■ **Work to complete**:
Please set down all the lines beneath this one exactly, without the pictures.

# Dataset extract start

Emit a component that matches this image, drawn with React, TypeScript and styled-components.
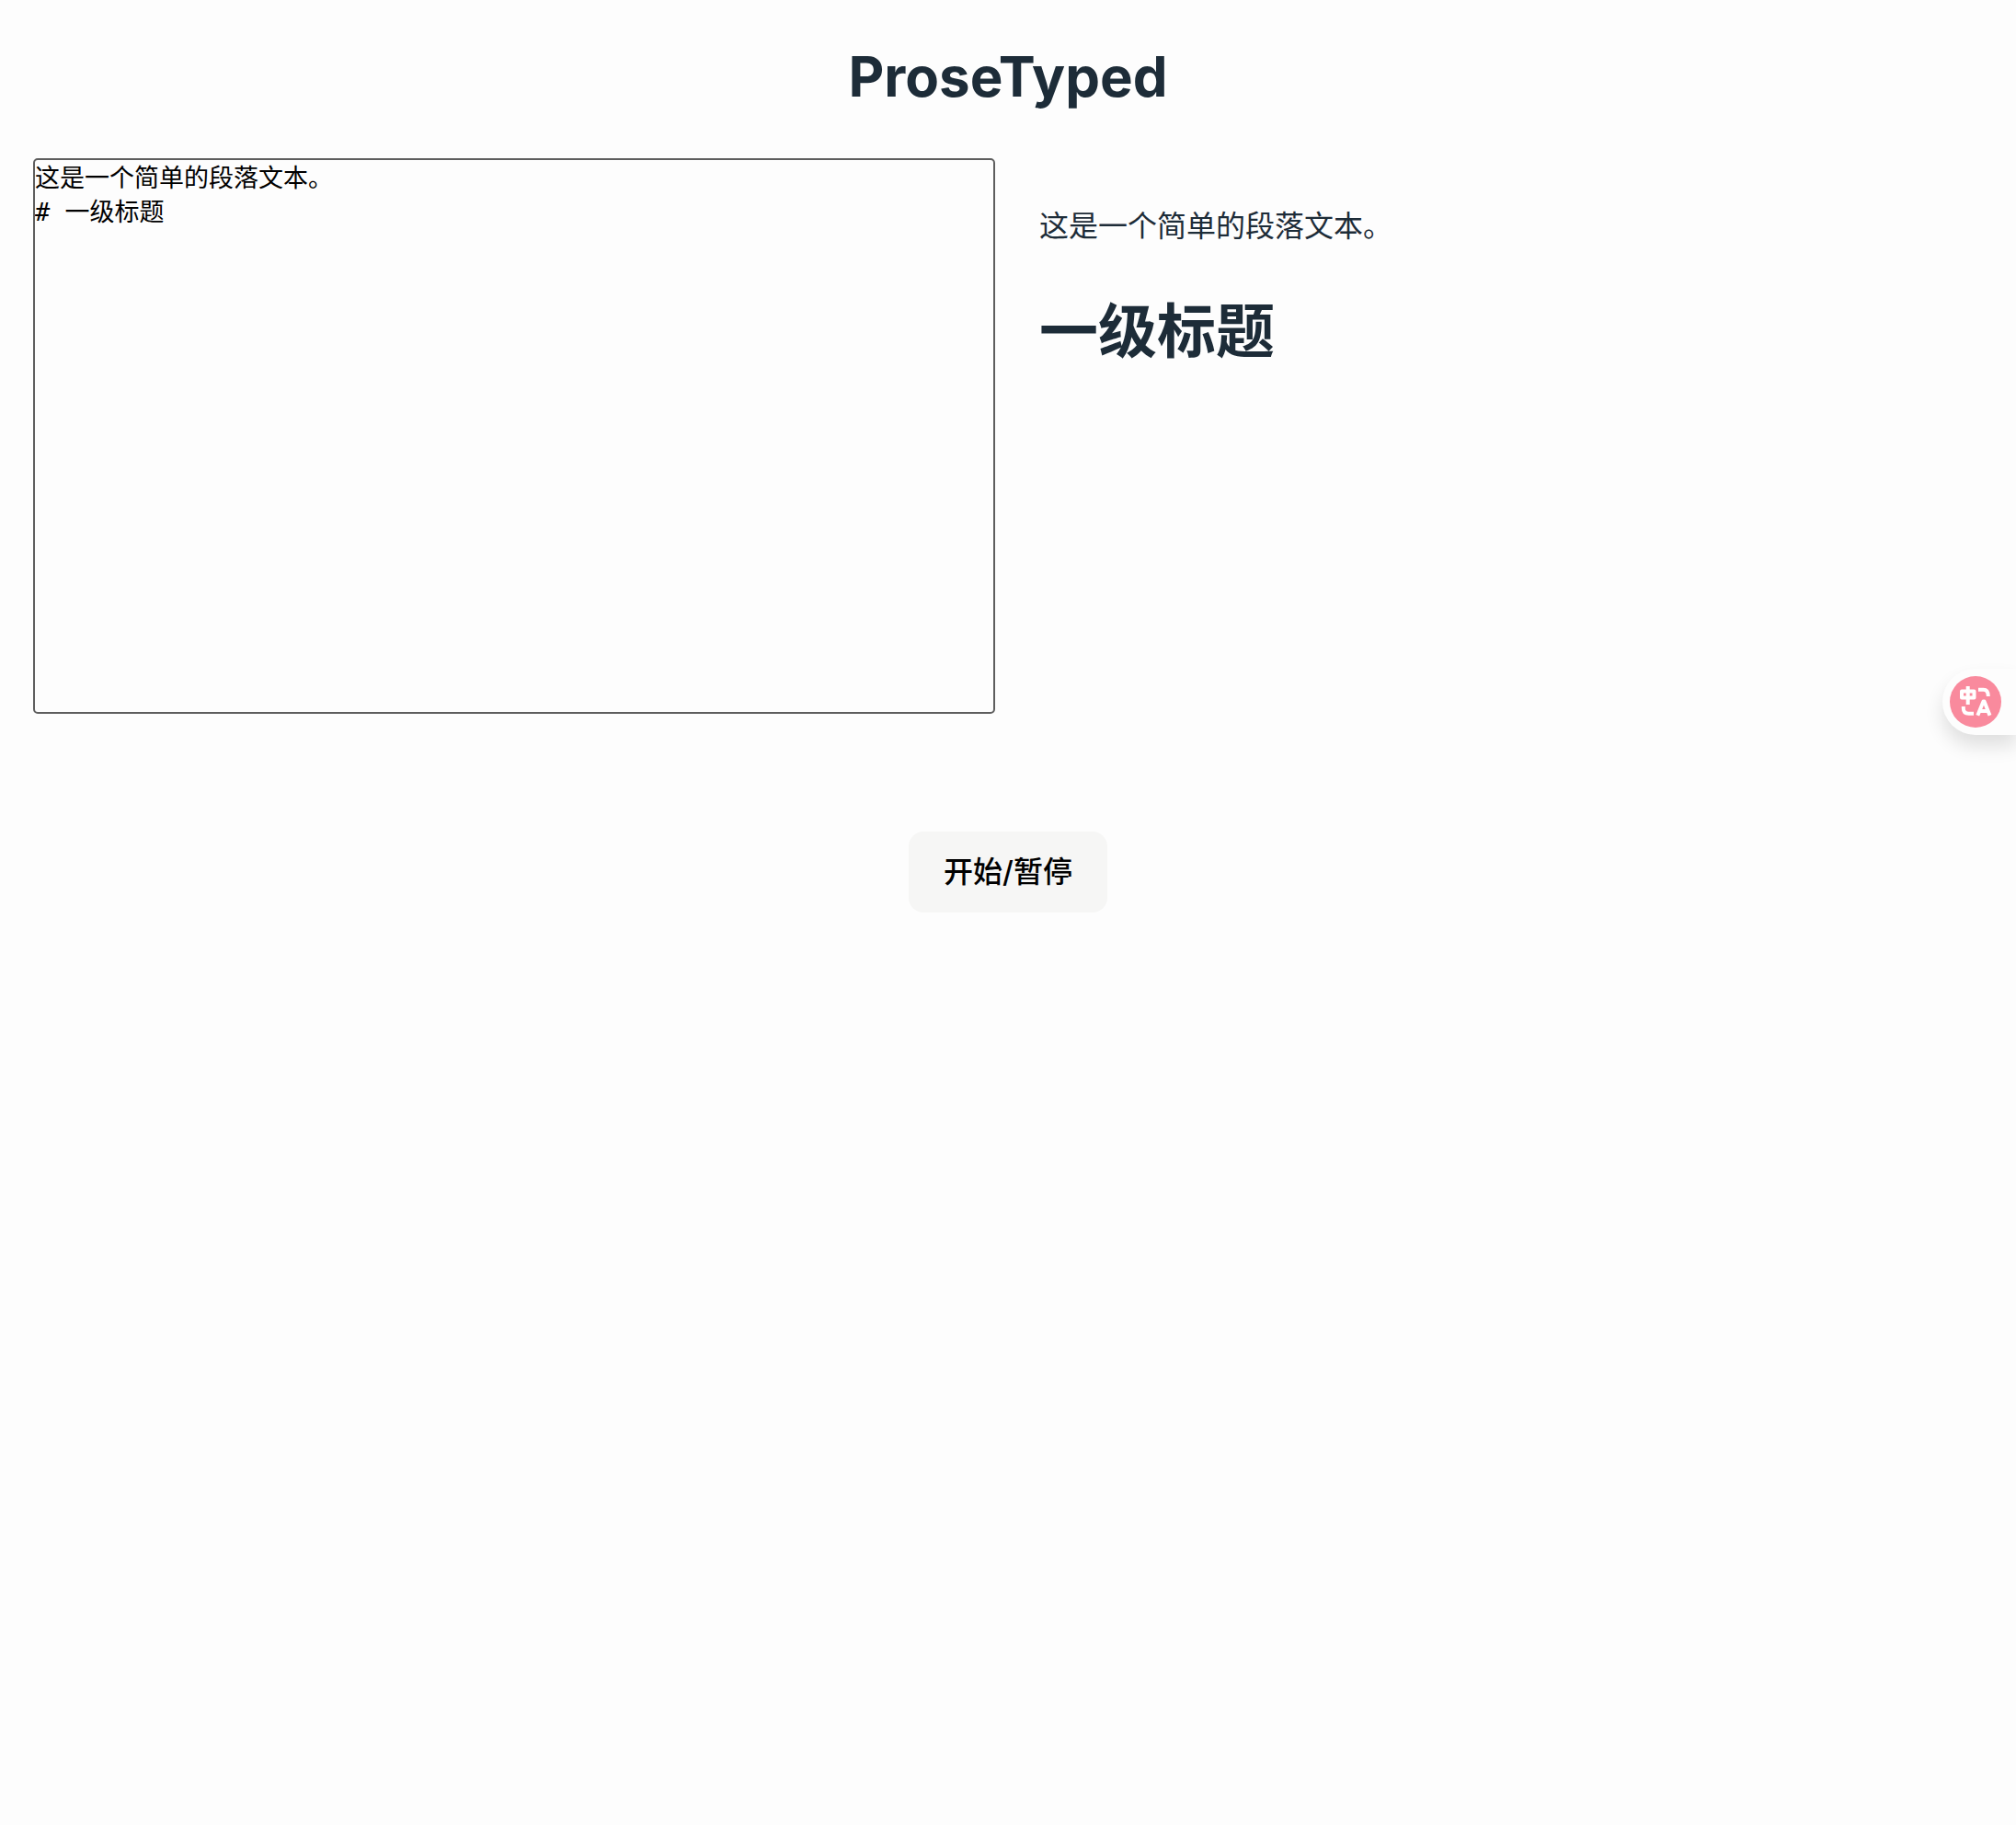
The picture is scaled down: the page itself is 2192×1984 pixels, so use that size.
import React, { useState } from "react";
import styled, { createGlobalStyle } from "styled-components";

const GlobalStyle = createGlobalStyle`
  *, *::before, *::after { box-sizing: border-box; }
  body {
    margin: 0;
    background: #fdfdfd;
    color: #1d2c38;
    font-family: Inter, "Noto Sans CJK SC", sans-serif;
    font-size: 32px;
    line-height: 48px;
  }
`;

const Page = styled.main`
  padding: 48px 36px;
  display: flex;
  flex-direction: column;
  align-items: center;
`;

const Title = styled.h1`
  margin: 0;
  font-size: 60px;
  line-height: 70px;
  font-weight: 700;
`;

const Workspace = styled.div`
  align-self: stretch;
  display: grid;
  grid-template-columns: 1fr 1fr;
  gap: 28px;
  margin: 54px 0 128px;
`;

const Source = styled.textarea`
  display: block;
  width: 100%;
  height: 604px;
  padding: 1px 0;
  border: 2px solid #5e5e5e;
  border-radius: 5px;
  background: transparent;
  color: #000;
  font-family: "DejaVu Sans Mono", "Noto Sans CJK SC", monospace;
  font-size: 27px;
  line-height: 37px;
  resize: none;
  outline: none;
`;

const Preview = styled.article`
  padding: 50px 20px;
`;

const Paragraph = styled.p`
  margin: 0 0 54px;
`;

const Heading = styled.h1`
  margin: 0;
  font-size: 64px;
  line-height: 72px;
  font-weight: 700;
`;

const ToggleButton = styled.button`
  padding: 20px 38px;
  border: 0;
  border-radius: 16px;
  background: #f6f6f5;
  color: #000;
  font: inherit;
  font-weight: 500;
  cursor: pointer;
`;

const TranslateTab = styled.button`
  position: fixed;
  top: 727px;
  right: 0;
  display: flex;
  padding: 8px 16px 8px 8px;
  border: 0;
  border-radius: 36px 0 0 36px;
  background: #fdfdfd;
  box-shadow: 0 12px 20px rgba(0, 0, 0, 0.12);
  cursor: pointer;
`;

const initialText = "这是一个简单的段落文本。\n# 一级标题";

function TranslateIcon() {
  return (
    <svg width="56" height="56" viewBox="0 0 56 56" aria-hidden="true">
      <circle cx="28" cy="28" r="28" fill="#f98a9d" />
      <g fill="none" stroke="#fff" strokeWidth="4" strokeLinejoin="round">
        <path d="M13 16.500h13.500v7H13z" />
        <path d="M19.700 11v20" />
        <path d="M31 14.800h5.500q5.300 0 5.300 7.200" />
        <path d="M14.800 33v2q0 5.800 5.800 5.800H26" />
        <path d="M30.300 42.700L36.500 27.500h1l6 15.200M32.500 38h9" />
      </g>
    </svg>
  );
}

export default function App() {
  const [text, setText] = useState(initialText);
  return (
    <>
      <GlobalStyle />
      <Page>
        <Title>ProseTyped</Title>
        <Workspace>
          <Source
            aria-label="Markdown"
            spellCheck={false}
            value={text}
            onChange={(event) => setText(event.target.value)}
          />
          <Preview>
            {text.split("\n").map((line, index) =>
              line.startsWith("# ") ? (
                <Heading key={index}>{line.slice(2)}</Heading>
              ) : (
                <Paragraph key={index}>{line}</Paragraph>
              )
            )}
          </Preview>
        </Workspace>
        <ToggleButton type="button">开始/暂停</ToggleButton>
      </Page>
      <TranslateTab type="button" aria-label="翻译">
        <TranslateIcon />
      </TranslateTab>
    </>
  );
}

# Dataset extract end

■ **Response to the exercise**:
Emit a component that matches this image, drawn with React, TypeScript and styled-components.
The picture is scaled down: the page itself is 2192×1984 pixels, so use that size.
import React, { useState } from "react";
import styled, { createGlobalStyle } from "styled-components";

const GlobalStyle = createGlobalStyle`
  *, *::before, *::after { box-sizing: border-box; }
  body {
    margin: 0;
    background: #fdfdfd;
    color: #1d2c38;
    font-family: Inter, "Noto Sans CJK SC", sans-serif;
    font-size: 32px;
    line-height: 48px;
  }
`;

const Page = styled.main`
  padding: 48px 36px;
  display: flex;
  flex-direction: column;
  align-items: center;
`;

const Title = styled.h1`
  margin: 0;
  font-size: 60px;
  line-height: 70px;
  font-weight: 700;
`;

const Workspace = styled.div`
  align-self: stretch;
  display: grid;
  grid-template-columns: 1fr 1fr;
  gap: 28px;
  margin: 54px 0 128px;
`;

const Source = styled.textarea`
  display: block;
  width: 100%;
  height: 604px;
  padding: 1px 0;
  border: 2px solid #5e5e5e;
  border-radius: 5px;
  background: transparent;
  color: #000;
  font-family: "DejaVu Sans Mono", "Noto Sans CJK SC", monospace;
  font-size: 27px;
  line-height: 37px;
  resize: none;
  outline: none;
`;

const Preview = styled.article`
  padding: 50px 20px;
`;

const Paragraph = styled.p`
  margin: 0 0 54px;
`;

const Heading = styled.h1`
  margin: 0;
  font-size: 64px;
  line-height: 72px;
  font-weight: 700;
`;

const ToggleButton = styled.button`
  padding: 20px 38px;
  border: 0;
  border-radius: 16px;
  background: #f6f6f5;
  color: #000;
  font: inherit;
  font-weight: 500;
  cursor: pointer;
`;

const TranslateTab = styled.button`
  position: fixed;
  top: 727px;
  right: 0;
  display: flex;
  padding: 8px 16px 8px 8px;
  border: 0;
  border-radius: 36px 0 0 36px;
  background: #fdfdfd;
  box-shadow: 0 12px 20px rgba(0, 0, 0, 0.12);
  cursor: pointer;
`;

const initialText = "这是一个简单的段落文本。\n# 一级标题";

function TranslateIcon() {
  return (
    <svg width="56" height="56" viewBox="0 0 56 56" aria-hidden="true">
      <circle cx="28" cy="28" r="28" fill="#f98a9d" />
      <g fill="none" stroke="#fff" strokeWidth="4" strokeLinejoin="round">
        <path d="M13 16.500h13.500v7H13z" />
        <path d="M19.700 11v20" />
        <path d="M31 14.800h5.500q5.300 0 5.300 7.200" />
        <path d="M14.800 33v2q0 5.800 5.800 5.800H26" />
        <path d="M30.300 42.700L36.500 27.500h1l6 15.200M32.500 38h9" />
      </g>
    </svg>
  );
}

export default function App() {
  const [text, setText] = useState(initialText);
  return (
    <>
      <GlobalStyle />
      <Page>
        <Title>ProseTyped</Title>
        <Workspace>
          <Source
            aria-label="Markdown"
            spellCheck={false}
            value={text}
            onChange={(event) => setText(event.target.value)}
          />
          <Preview>
            {text.split("\n").map((line, index) =>
              line.startsWith("# ") ? (
                <Heading key={index}>{line.slice(2)}</Heading>
              ) : (
                <Paragraph key={index}>{line}</Paragraph>
              )
            )}
          </Preview>
        </Workspace>
        <ToggleButton type="button">开始/暂停</ToggleButton>
      </Page>
      <TranslateTab type="button" aria-label="翻译">
        <TranslateIcon />
      </TranslateTab>
    </>
  );
}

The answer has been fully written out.